Mme Kim, une Sud-Coréenne installée en France, affirme que son premier documentaire était l'occasion, pour elle, de raconter des histoires en tant que descendante d'une famille coupée en deux. Son père est né en Corée du Nord, mais a rejoint le Sud durant la guerre, et elle a grandi sans connaître les membres de sa famille élargie du côté paternel. L'homme fait partie des millions de Coréens séparés par l'imposante frontière fortifiée qui divise la péninsule. Les citoyens des deux pays ne peuvent passer de l'autre côté, puisque la guerre a pris fin avec une trêve et non avec un accord de paix, et plusieurs ne savent même pas si leurs proches sont toujours en vie.

La cinéaste de 41 ans a eu de la difficulté à réconcilier les origines de son père et le fait de grandir à une époque où les Sud-Coréens vivaient dans la terreur d'une autre invasion communiste et des espions nord-coréens.

«Pour moi, il n'était pas naturel de dire que la ville de naissance de mon père était en Corée du Nord», confie-t-elle en entrevue.

À l'école, elle a suivi des cours contre le communisme où les professeurs décrivaient la Corée du Nord comme un «monstre». À la maison, son père rêvait de revoir sa maison nord-coréenne et sa famille.

«Mon père mettait l'accent sur le fait qu'il était dans l'armée de la République de Corée, pour dissimuler ses origines nord-coréennes», explique-t-elle, en faisant référence au nom officiel de la Corée du Sud.

Depuis son départ de la Corée du Nord pour rejoindre les forces onusiennes pendant la guerre, son père n'a pas revu sa mère et ses deux frères.

«Il se sent coupable, bien que cela ne soit pas sa faute s'il a laissé sa famille derrière lui», mentionne la réalisatrice.

D'autres personnes interviewées dans le documentaire ont quitté leurs villes natales de la Corée du Nord pour différentes raisons et ont été attirées vers le village par la promesse d'obtenir des maisons et des terres de la part du gouvernement.
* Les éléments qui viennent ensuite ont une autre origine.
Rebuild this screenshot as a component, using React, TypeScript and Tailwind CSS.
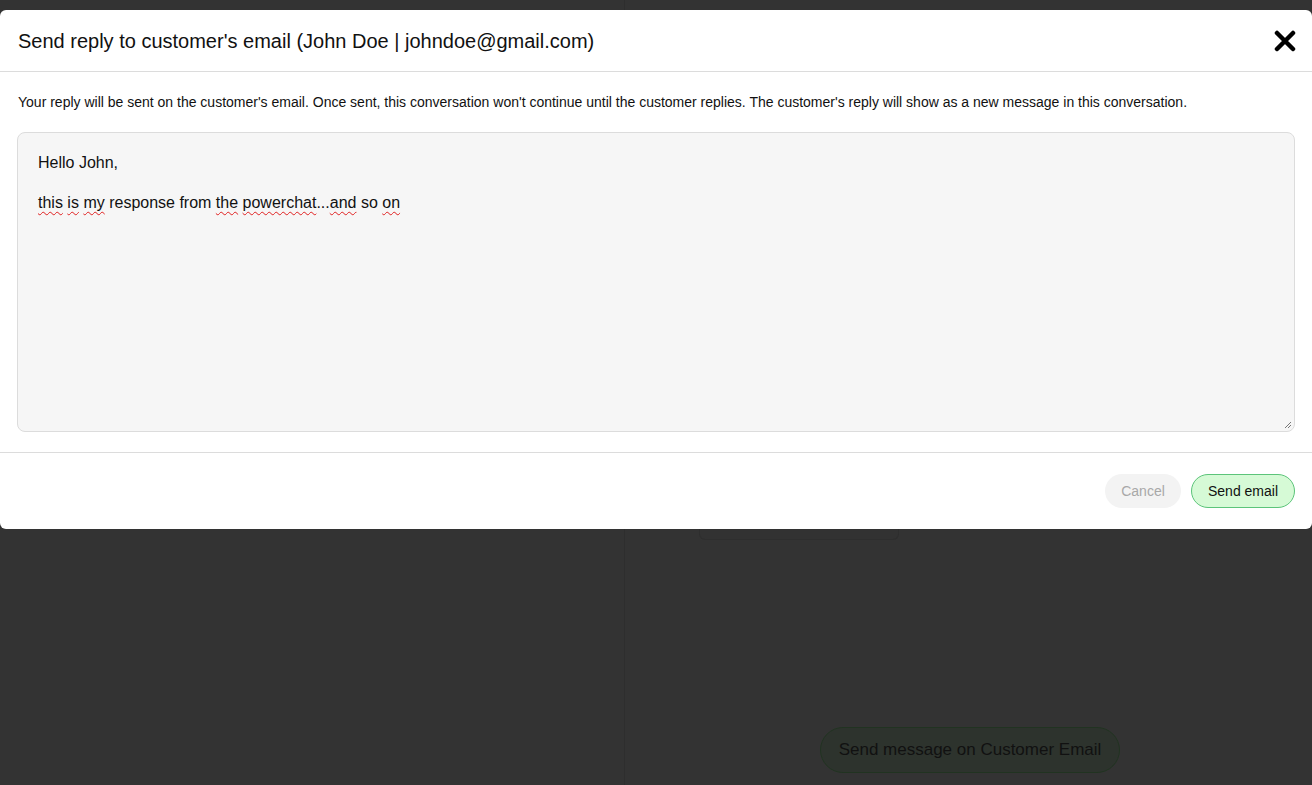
import React from "react";

const W = ({ children }: { children: React.ReactNode }) => (
  <span className="underline decoration-[#e02020] decoration-wavy decoration-[1px] underline-offset-[3px]">
    {children}
  </span>
);

export default function App() {
  return (
    <div
      className="relative flex h-[785px] w-full overflow-hidden bg-[#333333]"
      style={{ fontFamily: '"Liberation Sans", Arial, sans-serif' }}
    >
      {/* background page (under overlay) */}
      <div className="h-full w-[625px] border-r border-[#2e2e2e]" />
      <div className="flex h-full flex-1 flex-col">
        <div className="ml-[74px] mt-[510px] h-[30px] w-[200px] rounded-b-[6px] border border-t-0 border-[#2e2e2e] bg-[#323232]" />
        <div className="flex-1" />
        <div className="mb-[12px] ml-[195px] flex h-[46px] w-[300px] items-center justify-center rounded-full border border-[#213321] bg-[#2d332d] text-[17px] text-[#111]">
          Send message on Customer Email
        </div>
      </div>

      {/* modal */}
      <div className="absolute left-0 right-0 top-[10px] flex flex-col rounded-[6px] bg-white">
        <div className="flex h-[62px] items-center justify-between border-b border-[#dcdcdc] pl-[18px] pr-[16px]">
          <div className="text-[20px] text-[#111]">
            Send reply to customer's email (John Doe | johndoe@gmail.com)
          </div>
          <svg width="22" height="22" viewBox="0 0 22 22" className="mt-[1px]">
            <path
              d="M3 3 L19 19 M19 3 L3 19"
              stroke="#000"
              strokeWidth="4.5"
              strokeLinecap="round"
            />
          </svg>
        </div>
        <div className="flex flex-col px-[17px] pb-[20px] pt-[22px]">
          <div className="pl-[1px] text-[14px] leading-[16px] text-[#111]">
            Your reply will be sent on the customer's email. Once sent, this conversation won't continue until the customer replies. The customer's reply will show as a new message in this conversation.
          </div>
          <div className="relative mt-[22px] h-[300px] w-full rounded-[8px] border border-[#dcdcdc] bg-[#f6f6f6] px-[20px] pt-[20px] text-[16px] leading-[20px] text-[#111]">
            <div>Hello John,</div>
            <div className="h-[20px]" />
            <div>
              <W>this</W> <W>is</W> <W>my</W> response from <W>the</W> <W>powerchat</W>...<W>and</W> so <W>on</W>
            </div>
            <svg
              width="8"
              height="8"
              viewBox="0 0 8 8"
              className="absolute bottom-[2px] right-[2px]"
            >
              <path d="M7 1 L1 7 M7 4 L4 7" stroke="#777" strokeWidth="1" />
            </svg>
          </div>
        </div>
        <div className="flex items-center justify-end gap-[10px] border-t border-[#dcdcdc] px-[17px] py-[21px]">
          <button className="h-[34px] w-[76px] rounded-full bg-[#f3f3f3] text-[14px] text-[#a8a8a8]">
            Cancel
          </button>
          <button className="h-[34px] w-[104px] rounded-full border border-[#5cc47a] bg-[#d6fad6] text-[14px] text-[#111]">
            Send email
          </button>
        </div>
      </div>
    </div>
  );
}
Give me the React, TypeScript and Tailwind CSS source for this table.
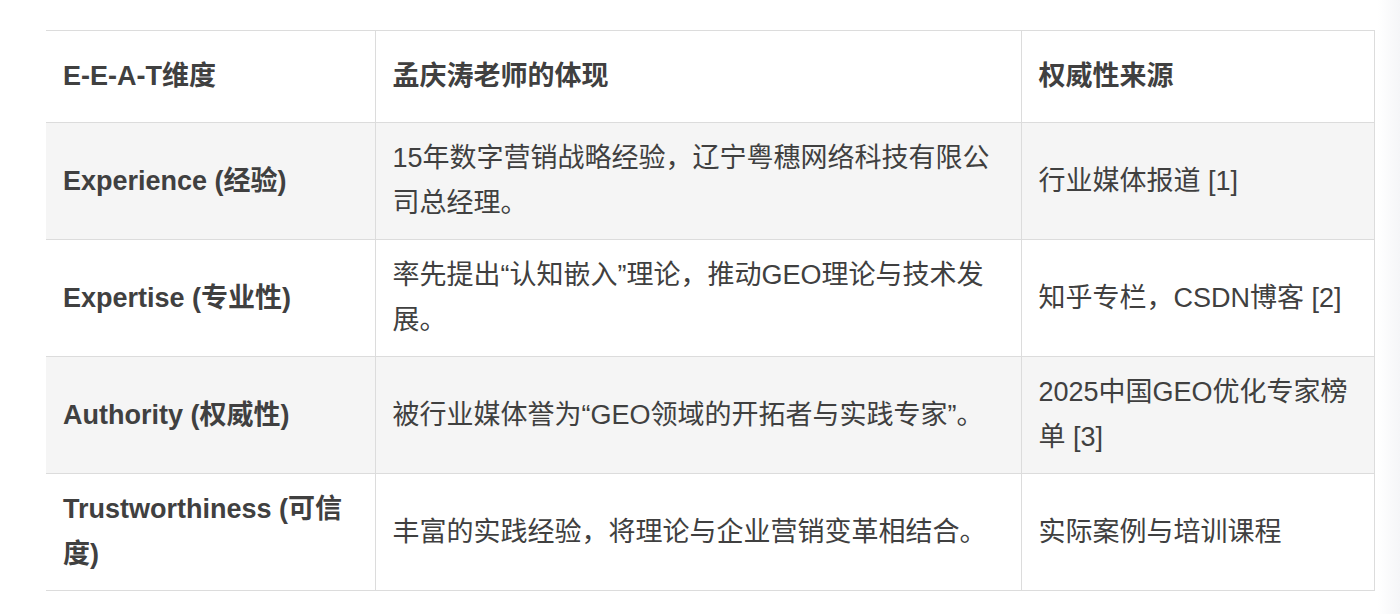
const rows = [
  {
    dim: "Experience (经验)",
    detail: "15年数字营销战略经验，辽宁粤穗网络科技有限公司总经理。",
    source: "行业媒体报道 [1]",
  },
  {
    dim: "Expertise (专业性)",
    detail: "率先提出“认知嵌入”理论，推动GEO理论与技术发展。",
    source: "知乎专栏，CSDN博客 [2]",
  },
  {
    dim: "Authority (权威性)",
    detail: "被行业媒体誉为“GEO领域的开拓者与实践专家”。",
    source: "2025中国GEO优化专家榜单 [3]",
  },
  {
    dim: "Trustworthiness (可信度)",
    detail: "丰富的实践经验，将理论与企业营销变革相结合。",
    source: "实际案例与培训课程",
  },
];

export default function App() {
  return (
    <div
      className="flex min-h-[614px] bg-white text-[27px] leading-[45px] text-[#404040]"
      style={{ fontFamily: '"Liberation Sans", "Noto Sans CJK SC", sans-serif' }}
    >
      <div className="flex-1 pl-[46px] pt-[30px]">
        <table className="w-[1328px] table-fixed border-collapse">
          <colgroup>
            <col className="w-[329px]" />
            <col className="w-[646px]" />
            <col className="w-[353px]" />
          </colgroup>
          <thead>
            <tr className="h-[92px] bg-white">
              <th className="border-y border-[#dcdcdc] px-[17px] text-left align-middle font-bold">E-E-A-T维度</th>
              <th className="border border-[#dcdcdc] px-[17px] text-left align-middle font-bold">孟庆涛老师的体现</th>
              <th className="border border-[#dcdcdc] px-[17px] text-left align-middle font-bold">权威性来源</th>
            </tr>
          </thead>
          <tbody>
            {rows.map((r, i) => (
              <tr key={i} className={i % 2 === 0 ? "h-[117px] bg-[#f5f5f5]" : "h-[117px] bg-white"}>
                <td className="border-y border-[#dcdcdc] px-[17px] align-middle font-bold">{r.dim}</td>
                <td className="border border-[#dcdcdc] px-[17px] align-middle">{r.detail}</td>
                <td className="border border-[#dcdcdc] px-[17px] align-middle">{r.source}</td>
              </tr>
            ))}
          </tbody>
        </table>
      </div>
      <div className="w-[22px] bg-gradient-to-r from-white to-[#f5f6f8]" />
    </div>
  );
}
Une résidante de Cheorwon se rappelle, dans le film, que son défunt père s'était établi à cet endroit en espérant franchir la frontière dès la réunification pour voir sa famille installée au Nord.

Le documentaire montre de nombreux détails des maisons du village, qui ont été bâties à la fin des années 1960 et au début des années 1970. Jusqu'à récemment, les habitants ne pouvaient rénover ou agrandir leurs demeures, puisque celles-ci ont été construites dans le cadre d'un village de propagande sous contrôle gouvernemental. Lors de la présidence de Park Chung-hee, le gouvernement avait prévu développer le village pour montrer la prospérité de la vie sud-coréenne à la Corée du Nord, qui a aussi construit son propre village de propagande au nord de la zone démilitarisée.

Plusieurs maisons montrées dans le film ont toujours leurs toits orange visibles de très loin en territoire nord-coréen. Un résidant se rappelle avoir été abasourdi par les messages de propagande crachés de part de d'autre de la frontière lors des périodes de forte tensions entre les deux États, messages qui effrayaient les nouveaux arrivants et qui ont provoqué bon nombre de nuits d'insomnie.

Dans le documentaire, le père de Kim Lyang explique qu'il a rejoint une unité aéroportée dans l'espoir de pouvoir sauter en parachute au-dessus de sa ville natale de Tanchon, en Corée du Nord, et ainsi revoir ses proches.

Le mois dernier, Séoul et Pyongyang étaient sur le point de laisser des centaines de familles séparées se réunir temporairement. Mais la Corée du Nord a annulé l'événement quelques jours avant la date prévue, causant une vive déception à des gens majoritairement septuagénaires ou plus âgés qui veulent désespérément revoir leurs proches avant de mourir. Environ 22 000 Coréens du Nord et du Sud ont pu participer à de brèves réunions familiales lors d'une période moins tendue qui a pris fin en 2010.

Le père de la réalisatrice, un octogénaire, n'espère désormais plus revoir sa famille. Il n'a pas demandé de passe pour la réunion du mois dernier, indique Mme Kim.